* JOB
Collect from the data below each line with "styles".

* RAW DATA
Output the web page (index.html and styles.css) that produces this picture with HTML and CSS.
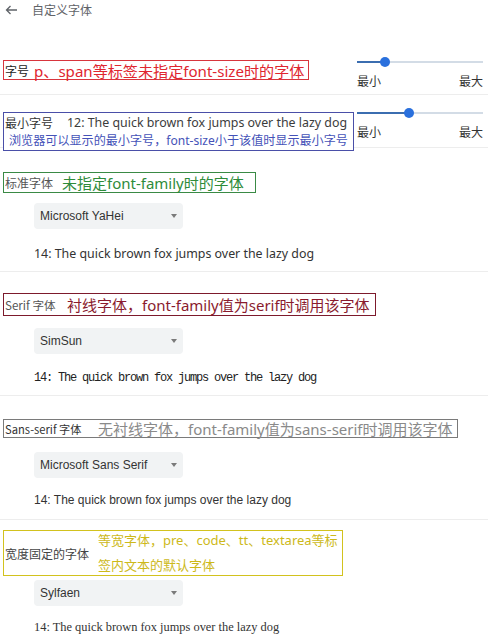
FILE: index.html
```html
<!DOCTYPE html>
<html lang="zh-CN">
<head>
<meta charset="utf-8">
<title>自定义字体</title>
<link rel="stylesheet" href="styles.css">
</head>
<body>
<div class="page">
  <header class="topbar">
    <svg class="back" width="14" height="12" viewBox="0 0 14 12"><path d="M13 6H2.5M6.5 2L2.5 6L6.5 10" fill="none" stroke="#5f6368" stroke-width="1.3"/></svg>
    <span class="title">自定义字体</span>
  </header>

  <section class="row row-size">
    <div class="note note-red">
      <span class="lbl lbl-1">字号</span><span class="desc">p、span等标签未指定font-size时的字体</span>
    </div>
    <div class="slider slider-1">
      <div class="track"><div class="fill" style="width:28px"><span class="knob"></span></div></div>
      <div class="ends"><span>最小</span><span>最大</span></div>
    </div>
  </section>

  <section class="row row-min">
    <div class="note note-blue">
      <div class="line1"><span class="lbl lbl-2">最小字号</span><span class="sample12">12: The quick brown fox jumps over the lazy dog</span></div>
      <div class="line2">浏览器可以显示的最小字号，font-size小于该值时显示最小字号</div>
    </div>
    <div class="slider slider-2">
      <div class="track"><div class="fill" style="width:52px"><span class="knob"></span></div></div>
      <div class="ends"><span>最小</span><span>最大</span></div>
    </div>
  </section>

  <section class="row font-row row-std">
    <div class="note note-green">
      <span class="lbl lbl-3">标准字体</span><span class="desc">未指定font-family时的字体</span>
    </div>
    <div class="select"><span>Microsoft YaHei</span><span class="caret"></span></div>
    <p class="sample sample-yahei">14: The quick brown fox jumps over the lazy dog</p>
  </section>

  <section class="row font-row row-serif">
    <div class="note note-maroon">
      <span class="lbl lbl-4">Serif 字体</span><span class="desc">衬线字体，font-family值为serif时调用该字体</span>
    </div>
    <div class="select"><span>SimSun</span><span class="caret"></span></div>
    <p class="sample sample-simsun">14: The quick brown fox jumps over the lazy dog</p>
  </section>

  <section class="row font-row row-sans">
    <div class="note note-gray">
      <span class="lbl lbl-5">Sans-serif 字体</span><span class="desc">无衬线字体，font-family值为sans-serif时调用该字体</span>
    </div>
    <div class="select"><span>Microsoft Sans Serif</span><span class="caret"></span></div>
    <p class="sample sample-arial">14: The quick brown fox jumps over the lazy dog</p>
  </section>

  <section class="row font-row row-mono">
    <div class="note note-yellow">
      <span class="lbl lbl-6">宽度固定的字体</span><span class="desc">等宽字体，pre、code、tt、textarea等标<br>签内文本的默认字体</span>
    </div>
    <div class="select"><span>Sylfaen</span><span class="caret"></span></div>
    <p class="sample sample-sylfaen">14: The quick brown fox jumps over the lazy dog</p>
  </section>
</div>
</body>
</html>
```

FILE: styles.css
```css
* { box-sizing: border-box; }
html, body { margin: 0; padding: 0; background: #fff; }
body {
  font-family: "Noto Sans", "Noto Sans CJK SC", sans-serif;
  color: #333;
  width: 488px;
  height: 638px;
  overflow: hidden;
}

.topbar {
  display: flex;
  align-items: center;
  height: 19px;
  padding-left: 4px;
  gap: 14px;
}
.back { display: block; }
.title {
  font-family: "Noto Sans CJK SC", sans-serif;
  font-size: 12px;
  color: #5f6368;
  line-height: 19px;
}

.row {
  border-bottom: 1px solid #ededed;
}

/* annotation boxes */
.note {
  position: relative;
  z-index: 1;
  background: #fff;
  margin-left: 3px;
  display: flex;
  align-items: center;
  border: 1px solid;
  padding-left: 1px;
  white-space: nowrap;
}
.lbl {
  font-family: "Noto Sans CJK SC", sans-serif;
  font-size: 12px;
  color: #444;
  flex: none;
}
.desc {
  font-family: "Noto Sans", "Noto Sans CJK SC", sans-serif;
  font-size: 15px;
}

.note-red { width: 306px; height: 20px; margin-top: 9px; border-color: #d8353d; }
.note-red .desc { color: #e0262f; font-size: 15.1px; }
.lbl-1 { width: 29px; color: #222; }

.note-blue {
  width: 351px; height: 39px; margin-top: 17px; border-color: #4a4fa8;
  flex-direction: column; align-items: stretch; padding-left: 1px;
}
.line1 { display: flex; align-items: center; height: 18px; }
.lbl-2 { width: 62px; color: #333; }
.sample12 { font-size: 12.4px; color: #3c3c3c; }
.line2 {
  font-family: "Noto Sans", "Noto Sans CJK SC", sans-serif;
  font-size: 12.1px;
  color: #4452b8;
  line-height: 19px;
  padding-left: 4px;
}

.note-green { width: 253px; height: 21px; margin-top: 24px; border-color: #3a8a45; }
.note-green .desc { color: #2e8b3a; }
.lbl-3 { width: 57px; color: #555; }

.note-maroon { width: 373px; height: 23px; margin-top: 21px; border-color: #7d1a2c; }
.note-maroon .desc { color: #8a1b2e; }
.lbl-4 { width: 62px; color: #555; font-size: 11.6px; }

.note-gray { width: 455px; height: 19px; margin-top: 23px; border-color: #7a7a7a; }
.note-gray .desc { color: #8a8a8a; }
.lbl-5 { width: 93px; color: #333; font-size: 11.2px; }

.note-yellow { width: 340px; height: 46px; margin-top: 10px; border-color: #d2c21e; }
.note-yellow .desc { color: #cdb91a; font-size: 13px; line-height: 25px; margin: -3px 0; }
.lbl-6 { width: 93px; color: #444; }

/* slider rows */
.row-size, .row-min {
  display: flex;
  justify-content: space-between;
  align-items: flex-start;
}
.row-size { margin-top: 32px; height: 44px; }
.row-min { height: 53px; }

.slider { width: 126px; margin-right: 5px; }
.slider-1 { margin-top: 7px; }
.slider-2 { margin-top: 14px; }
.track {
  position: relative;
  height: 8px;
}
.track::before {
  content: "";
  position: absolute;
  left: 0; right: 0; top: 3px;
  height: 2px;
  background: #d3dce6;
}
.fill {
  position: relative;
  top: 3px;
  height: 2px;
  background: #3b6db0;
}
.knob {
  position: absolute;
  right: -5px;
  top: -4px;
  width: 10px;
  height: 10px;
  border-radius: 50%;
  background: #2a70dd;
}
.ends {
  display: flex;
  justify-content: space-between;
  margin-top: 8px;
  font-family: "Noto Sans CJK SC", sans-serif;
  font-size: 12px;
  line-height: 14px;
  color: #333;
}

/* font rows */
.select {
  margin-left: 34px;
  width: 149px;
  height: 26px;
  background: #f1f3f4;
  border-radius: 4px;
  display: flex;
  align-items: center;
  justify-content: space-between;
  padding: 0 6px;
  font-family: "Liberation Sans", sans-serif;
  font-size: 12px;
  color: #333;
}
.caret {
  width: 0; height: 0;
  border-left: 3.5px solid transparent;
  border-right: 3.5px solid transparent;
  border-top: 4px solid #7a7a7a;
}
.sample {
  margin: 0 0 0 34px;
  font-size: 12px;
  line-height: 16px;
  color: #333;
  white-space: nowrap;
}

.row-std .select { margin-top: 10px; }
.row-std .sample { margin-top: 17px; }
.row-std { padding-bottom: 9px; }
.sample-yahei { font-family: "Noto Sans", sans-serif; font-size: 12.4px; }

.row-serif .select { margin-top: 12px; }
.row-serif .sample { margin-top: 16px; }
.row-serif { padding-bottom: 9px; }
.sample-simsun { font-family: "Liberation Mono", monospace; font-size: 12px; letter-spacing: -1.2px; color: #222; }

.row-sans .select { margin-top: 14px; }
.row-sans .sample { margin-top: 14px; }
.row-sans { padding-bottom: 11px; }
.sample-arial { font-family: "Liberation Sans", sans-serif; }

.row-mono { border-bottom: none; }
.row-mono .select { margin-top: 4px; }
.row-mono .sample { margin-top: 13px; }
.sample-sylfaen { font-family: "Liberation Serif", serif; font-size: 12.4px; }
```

* TASK ANSWER
Output the web page (index.html and styles.css) that produces this picture with HTML and CSS.
<link rel="stylesheet" href="styles.css">
FILE: styles.css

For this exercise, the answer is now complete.